• [Written request]:
Identify all lines in the data containing the string "index". Copy them out.

>> Start

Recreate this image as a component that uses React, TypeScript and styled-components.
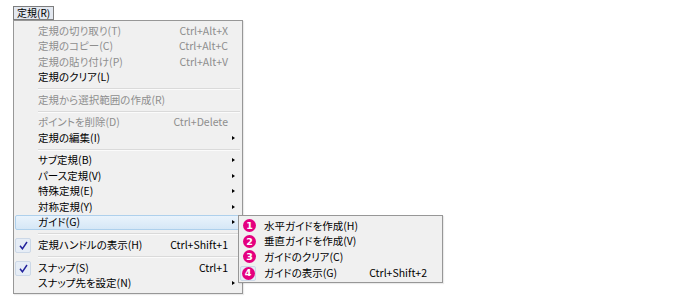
import React from 'react';
import styled, { createGlobalStyle, css } from 'styled-components';

const GlobalStyle = createGlobalStyle`
  body {
    margin: 0;
    background: #ffffff;
    font-family: "Noto Sans CJK JP", "Noto Sans", sans-serif;
    font-size: 10.5px;
    font-feature-settings: "palt";
    color: #000;
  }
`;

const Page = styled.div`
  padding: 5px 0 0 13px;
  width: 696px;
  height: 300px;
  box-sizing: border-box;
`;

const MenuBarItem = styled.div`
  display: inline-flex;
  align-items: center;
  height: 14px;
  padding: 0 3px;
  box-sizing: border-box;
  border: 1px solid #7d7d7d;
  background: #e3e8f0;
  font-size: 10px;
  line-height: 1;
`;

const MenuArea = styled.div`
  position: relative;
  width: 230px;
`;

const MenuPanel = styled.div<{ $width: number }>`
  width: ${(p) => p.$width}px;
  box-sizing: border-box;
  border: 1px solid #979797;
  background: #f0f0f0;
  padding: 2px;
  display: flex;
  flex-direction: column;
  box-shadow: 1px 1px 1px rgba(0, 0, 0, 0.08);
`;

const SubPanel = styled(MenuPanel)`
  position: absolute;
  left: 225px;
  top: 195px;
`;

const Row = styled.div<{ $disabled?: boolean; $hover?: boolean; $icon: number; $right: number }>`
  display: grid;
  grid-template-columns: ${(p) => p.$icon}px 1fr auto ${(p) => p.$right}px;
  align-items: center;
  height: 15.5px;
  box-sizing: border-box;
  color: ${(p) => (p.$disabled ? '#8e8e8e' : '#000')};
  white-space: nowrap;
  border: 1px solid transparent;
  margin: 0 -1px 0 -1px;
  ${(p) =>
    p.$hover &&
    css`
      border-color: #aed0ec;
      border-radius: 2px;
      background: linear-gradient(#e9f3fc, #d6e7f6);
    `}
`;

const Label = styled.span`
  line-height: 1;
`;

const Shortcut = styled.span`
  line-height: 1;
  text-align: right;
`;

const ArrowCell = styled.span`
  display: flex;
  align-items: center;
  padding-left: 4px;
`;

const Arrow = styled.span`
  width: 0;
  height: 0;
  border-top: 2.5px solid transparent;
  border-bottom: 2.5px solid transparent;
  border-left: 3px solid #000;
`;

const IconCell = styled.span`
  display: flex;
  align-items: center;
  height: 100%;
`;

const CheckBox = styled.span`
  display: flex;
  align-items: center;
  justify-content: center;
  width: 16px;
  height: 15px;
  box-sizing: border-box;
  border: 1px solid #ccd8e7;
  border-radius: 2px;
  background: #e6edf6;
  margin-left: -1px;
`;

const Badge = styled.span`
  display: flex;
  align-items: center;
  justify-content: center;
  width: 13px;
  height: 13px;
  border-radius: 50%;
  background: #e4007f;
  color: #fff;
  font-family: "DejaVu Sans", sans-serif;
  font-weight: bold;
  font-size: 9.5px;
  line-height: 1;
`;

const Separator = styled.div<{ $indent: number }>`
  height: 7px;
  display: flex;
  align-items: center;
  padding-left: ${(p) => p.$indent}px;

  &::after {
    content: '';
    flex: 1;
    height: 1px;
    background: #dadada;
    box-shadow: 0 1px 0 #fbfbfb;
  }
`;

const CheckMark = () => (
  <svg width="9" height="9" viewBox="0 0 9 9">
    <path d="M1 4.8 L3.4 7.8 L8 1" fill="none" stroke="#22229c" strokeWidth="1.5" />
  </svg>
);

type Item =
  | { sep: true }
  | {
      sep?: false;
      label: string;
      shortcut?: string;
      disabled?: boolean;
      sub?: boolean;
      checked?: boolean;
      hover?: boolean;
    };

const mainItems: Item[] = [
  { label: '定規の切り取り(T)', shortcut: 'Ctrl+Alt+X', disabled: true },
  { label: '定規のコピー(C)', shortcut: 'Ctrl+Alt+C', disabled: true },
  { label: '定規の貼り付け(P)', shortcut: 'Ctrl+Alt+V', disabled: true },
  { label: '定規のクリア(L)' },
  { sep: true },
  { label: '定規から選択範囲の作成(R)', disabled: true },
  { sep: true },
  { label: 'ポイントを削除(D)', shortcut: 'Ctrl+Delete', disabled: true },
  { label: '定規の編集(I)', sub: true },
  { sep: true },
  { label: 'サブ定規(B)', sub: true },
  { label: 'パース定規(V)', sub: true },
  { label: '特殊定規(E)', sub: true },
  { label: '対称定規(Y)', sub: true },
  { label: 'ガイド(G)', sub: true, hover: true },
  { sep: true },
  { label: '定規ハンドルの表示(H)', shortcut: 'Ctrl+Shift+1', checked: true },
  { sep: true },
  { label: 'スナップ(S)', shortcut: 'Ctrl+1', checked: true },
  { label: 'スナップ先を設定(N)', sub: true },
];

const guideItems = [
  { label: '水平ガイドを作成(H)' },
  { label: '垂直ガイドを作成(V)' },
  { label: 'ガイドのクリア(C)' },
  { label: 'ガイドの表示(G)', shortcut: 'Ctrl+Shift+2', checked: true },
];

const App: React.FC = () => {
  return (
    <Page>
      <GlobalStyle />
      <MenuBarItem>定規(R)</MenuBarItem>
      <MenuArea>
        <MenuPanel $width={230}>
          {mainItems.map((item, i) =>
            item.sep ? (
              <Separator key={i} $indent={22} />
            ) : (
              <Row key={i} $disabled={item.disabled} $hover={item.hover} $icon={22} $right={12}>
                <IconCell>
                  {item.checked && (
                    <CheckBox>
                      <CheckMark />
                    </CheckBox>
                  )}
                </IconCell>
                <Label>{item.label}</Label>
                <Shortcut>{item.shortcut}</Shortcut>
                <ArrowCell>{item.sub && <Arrow />}</ArrowCell>
              </Row>
            )
          )}
        </MenuPanel>
        <SubPanel $width={205}>
          {guideItems.map((item, i) => (
            <Row key={i} $icon={23} $right={13}>
              <IconCell>
                {item.checked ? (
                  <CheckBox>
                    <Badge>{i + 1}</Badge>
                  </CheckBox>
                ) : (
                  <Badge style={{ marginLeft: 2 }}>{i + 1}</Badge>
                )}
              </IconCell>
              <Label>{item.label}</Label>
              <Shortcut>{item.shortcut}</Shortcut>
              <span />
            </Row>
          ))}
        </SubPanel>
      </MenuArea>
    </Page>
  );
};

export default App;
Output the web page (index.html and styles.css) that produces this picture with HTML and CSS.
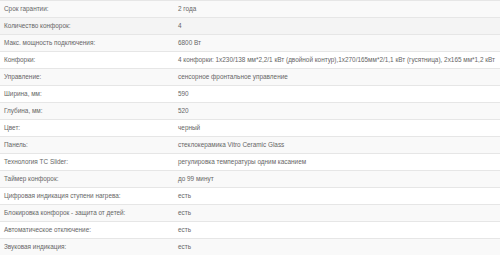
FILE: index.html
```html
<!DOCTYPE html>
<html lang="ru">
<head>
<meta charset="utf-8">
<link rel="stylesheet" href="styles.css">
</head>
<body>
<table class="specs">
<colgroup><col class="col-label"><col class="col-value"></colgroup>
<tbody>
<tr class="odd"><td>Срок гарантии:</td><td>2 года</td></tr>
<tr class="hover"><td>Количество конфорок:</td><td>4</td></tr>
<tr class="odd"><td>Макс. мощность подключения:</td><td>6800 Вт</td></tr>
<tr><td>Конфорки:</td><td>4 конфорки: 1x230/138 мм*2,2/1 кВт (двойной контур),1x270/165мм*2/1,1 кВт (гусятница), 2x165 мм*1,2 кВт</td></tr>
<tr class="odd"><td>Управление:</td><td>сенсорное фронтальное управление</td></tr>
<tr><td>Ширина, мм:</td><td>590</td></tr>
<tr class="odd"><td>Глубина, мм:</td><td>520</td></tr>
<tr><td>Цвет:</td><td>черный</td></tr>
<tr class="odd"><td>Панель:</td><td>стеклокерамика Vitro Ceramic Glass</td></tr>
<tr><td>Технология TC Slider:</td><td>регулировка температуры одним касанием</td></tr>
<tr class="odd"><td>Таймер конфорок:</td><td>до 99 минут</td></tr>
<tr><td>Цифровая индикация ступени нагрева:</td><td>есть</td></tr>
<tr class="odd"><td>Блокировка конфорок - защита от детей:</td><td>есть</td></tr>
<tr><td>Автоматическое отключение:</td><td>есть</td></tr>
<tr class="odd"><td>Звуковая индикация:</td><td>есть</td></tr>
</tbody>
</table>
</body>
</html>
```
FILE: styles.css
```css
html, body {
  margin: 0;
  padding: 0;
  background: #fff;
}
.specs {
  width: 500px;
  table-layout: fixed;
  border-collapse: collapse;
  font-family: "Liberation Sans", Arial, sans-serif;
  font-size: 6.4px;
  color: #666;
}
.col-label {
  width: 174px;
}
.specs td {
  border-top: 1px solid #e6e6e6;
  height: 16px;
  padding: 0 4px;
  line-height: 16px;
  white-space: nowrap;
  overflow: hidden;
  vertical-align: middle;
}
.specs tr.odd td {
  background: #f9f9f9;
}
.specs tr.hover td {
  background: #f4f4f4;
}
```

>> End

• [Result of the exercise]:
Output the web page (index.html and styles.css) that produces this picture with HTML and CSS.
FILE: index.html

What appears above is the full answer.